For Henry Henderson, the Natural Resources Defense Council's Midwest director, the EPA is a "backstop" for enforcing environmental laws. Region 5 has seen a decline in "enthusiastic application of science" in recent years, he said, and Stepp won't do anything to change that.
"It's a continuation of a lack of forcefulness of having a federal cop on the beat," he said.
Minnesota officials don't bat an eye at Stepp's new role
Ask top Minnesota natural resources and pollution control officials about Stepp, and they don't share any of the concerns environmentalists hold.
John Linc Stine, the Minnesota Pollution Control Agency commissioner, has worked with Stepp in her jobs at the Wisconsin DNR and at the EPA. He had nothing but positive things to say about the new Region 5 administrator.
"She's very enthusiastic about her work and she I thought was very eager to hear people's concerns" while Wisconsin DNR secretary, he said. "She's very personable and very engaging.
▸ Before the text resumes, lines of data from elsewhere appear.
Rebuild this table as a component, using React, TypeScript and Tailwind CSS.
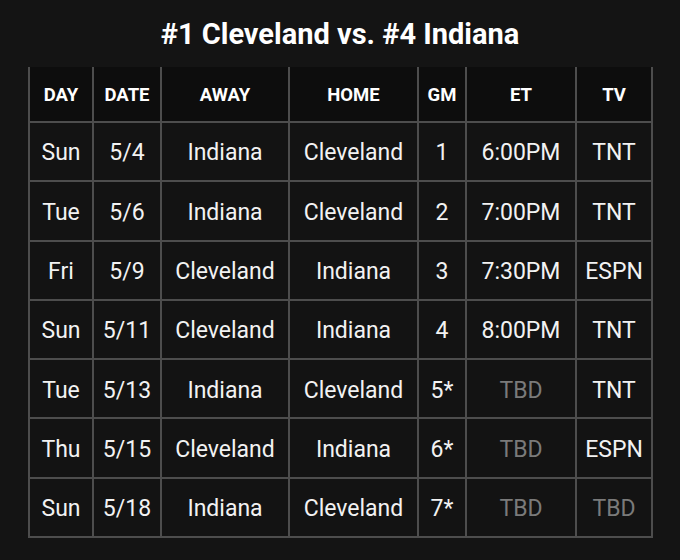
import React from 'react';

type Game = {
    day: string;
    date: string;
    away: string;
    home: string;
    gm: string;
    et: string;
    tv: string;
};

const games: Game[] = [
    { day: 'Sun', date: '5/4', away: 'Indiana', home: 'Cleveland', gm: '1', et: '6:00PM', tv: 'TNT' },
    { day: 'Tue', date: '5/6', away: 'Indiana', home: 'Cleveland', gm: '2', et: '7:00PM', tv: 'TNT' },
    { day: 'Fri', date: '5/9', away: 'Cleveland', home: 'Indiana', gm: '3', et: '7:30PM', tv: 'ESPN' },
    { day: 'Sun', date: '5/11', away: 'Cleveland', home: 'Indiana', gm: '4', et: '8:00PM', tv: 'TNT' },
    { day: 'Tue', date: '5/13', away: 'Indiana', home: 'Cleveland', gm: '5*', et: 'TBD', tv: 'TNT' },
    { day: 'Thu', date: '5/15', away: 'Cleveland', home: 'Indiana', gm: '6*', et: 'TBD', tv: 'ESPN' },
    { day: 'Sun', date: '5/18', away: 'Indiana', home: 'Cleveland', gm: '7*', et: 'TBD', tv: 'TBD' },
];

const headers = ['DAY', 'DATE', 'AWAY', 'HOME', 'GM', 'ET', 'TV'];
const widths = ['w-[64px]', 'w-[68px]', 'w-[128px]', 'w-[129px]', 'w-[48px]', 'w-[110px]', 'w-[76px]'];

const cellClass = (value: string) =>
    value === 'TBD' ? 'text-[#7a7a7a]' : 'text-[#f2f2f2]';

const App: React.FC = () => {
    return (
        <div className="w-[680px] h-[560px] bg-[#141414] font-['Roboto',sans-serif] flex flex-col items-center">
            {/* Title */}
            <h1 className="mt-[16px] h-[36px] text-[29px] leading-[36px] font-bold text-white">
                #1 Cleveland vs. #4 Indiana
            </h1>

            {/* Schedule */}
            <table className="mt-[15px] ml-[1px] border-collapse table-fixed">
                <thead>
                    <tr className="h-[55px] bg-[#0d0d0d]">
                        {headers.map((h, i) => (
                            <th
                                key={h}
                                className={`${widths[i]} pt-[4px] border-x-2 border-b-2 border-[#4d4d4d] text-[18.5px] font-bold text-white text-center`}
                            >
                                {h}
                            </th>
                        ))}
                    </tr>
                </thead>
                <tbody>
                    {games.map((g) => (
                        <tr key={g.date} className="h-[59.3px] bg-[#131313]">
                            {[g.day, g.date, g.away, g.home, g.gm, g.et, g.tv].map((v, i) => (
                                <td
                                    key={i}
                                    className={`pt-[4px] border-2 border-[#4d4d4d] text-[23px] text-center ${cellClass(v)}`}
                                >
                                    {v}
                                </td>
                            ))}
                        </tr>
                    ))}
                </tbody>
            </table>
        </div>
    );
};

export default App;
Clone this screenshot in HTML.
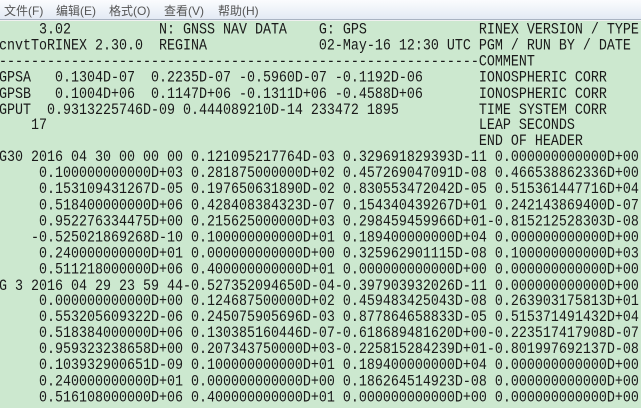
<!DOCTYPE html>
<html><head><meta charset="utf-8"><style>
html,body{margin:0;padding:0;width:641px;height:408px;overflow:hidden;background:#cce8cf;}
#menu{position:absolute;left:0;top:0;width:641px;height:19px;background:linear-gradient(#fbfcfe,#e3eaf4);border-bottom:1px solid #a9b3c2;font-family:"Liberation Sans","Noto Sans CJK SC",sans-serif;font-size:12px;color:#555;}
#menu span{position:absolute;top:2px;}
#sep{position:absolute;left:0;top:20px;width:641px;height:1px;background:#f0f0f0;}
pre{position:absolute;left:-1px;top:23px;margin:0;font-family:"Liberation Mono",monospace;font-size:13.33px;line-height:13.913px;color:#1a1a1a;white-space:pre;transform:scaleY(1.15);transform-origin:0 0;}
</style></head><body>
<div id="menu"><span style="left:4px">文件(F)</span><span style="left:56px">编辑(E)</span><span style="left:109px">格式(O)</span><span style="left:164px">查看(V)</span><span style="left:218px">帮助(H)</span></div>
<div id="sep"></div>
<pre>     3.02           N: GNSS NAV DATA    G: GPS              RINEX VERSION / TYPE
cnvtToRINEX 2.30.0  REGINA              02-May-16 12:30 UTC PGM / RUN BY / DATE
------------------------------------------------------------COMMENT
GPSA   0.1304D-07  0.2235D-07 -0.5960D-07 -0.1192D-06       IONOSPHERIC CORR
GPSB   0.1004D+06  0.1147D+06 -0.1311D+06 -0.4588D+06       IONOSPHERIC CORR
GPUT  0.9313225746D-09 0.444089210D-14 233472 1895          TIME SYSTEM CORR
    17                                                      LEAP SECONDS
                                                            END OF HEADER
G30 2016 04 30 00 00 00 0.121095217764D-03 0.329691829393D-11 0.000000000000D+00
     0.100000000000D+03 0.281875000000D+02 0.457269047091D-08 0.466538862336D+00
     0.153109431267D-05 0.197650631890D-02 0.830553472042D-05 0.515361447716D+04
     0.518400000000D+06 0.428408384323D-07 0.154340439267D+01 0.242143869400D-07
     0.952276334475D+00 0.215625000000D+03 0.298459459966D+01-0.815212528303D-08
    -0.525021869268D-10 0.100000000000D+01 0.189400000000D+04 0.000000000000D+00
     0.240000000000D+01 0.000000000000D+00 0.325962901115D-08 0.100000000000D+03
     0.511218000000D+06 0.400000000000D+01 0.000000000000D+00 0.000000000000D+00
G 3 2016 04 29 23 59 44-0.527352094650D-04-0.397903932026D-11 0.000000000000D+00
     0.000000000000D+00 0.124687500000D+02 0.459483425043D-08 0.263903175813D+01
     0.553205609322D-06 0.245075905696D-03 0.877864658833D-05 0.515371491432D+04
     0.518384000000D+06 0.130385160446D-07-0.618689481620D+00-0.223517417908D-07
     0.959323238658D+00 0.207343750000D+03-0.225815284239D+01-0.801997692137D-08
     0.103932900651D-09 0.100000000000D+01 0.189400000000D+04 0.000000000000D+00
     0.240000000000D+01 0.000000000000D+00 0.186264514923D-08 0.000000000000D+00
     0.516108000000D+06 0.400000000000D+01 0.000000000000D+00 0.000000000000D+00</pre>
</body></html>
I thought she had a pretty solid grasp of both the technical and political issues that she had to face."
Stepp said state agency directors have told her they haven't always felt respected by the EPA, and she wants to change that.
The MPCA receives grant money through Stepp's current office, and works with the EPA on things like implementing the Clean Water Act, the Clean Air Act and crafting the state's impaired waters list.
The Minnesota Department of Natural Resources' work also intersects with the EPA on areas like wetlands permitting, permit-to-mine projects and the Great Lakes Restoration Initiative.
Barb Naramore, the Minnesota DNR assistant commissioner, said she hopes and expects Stepp will bring a "robust and balanced approach" to the Region 5 office.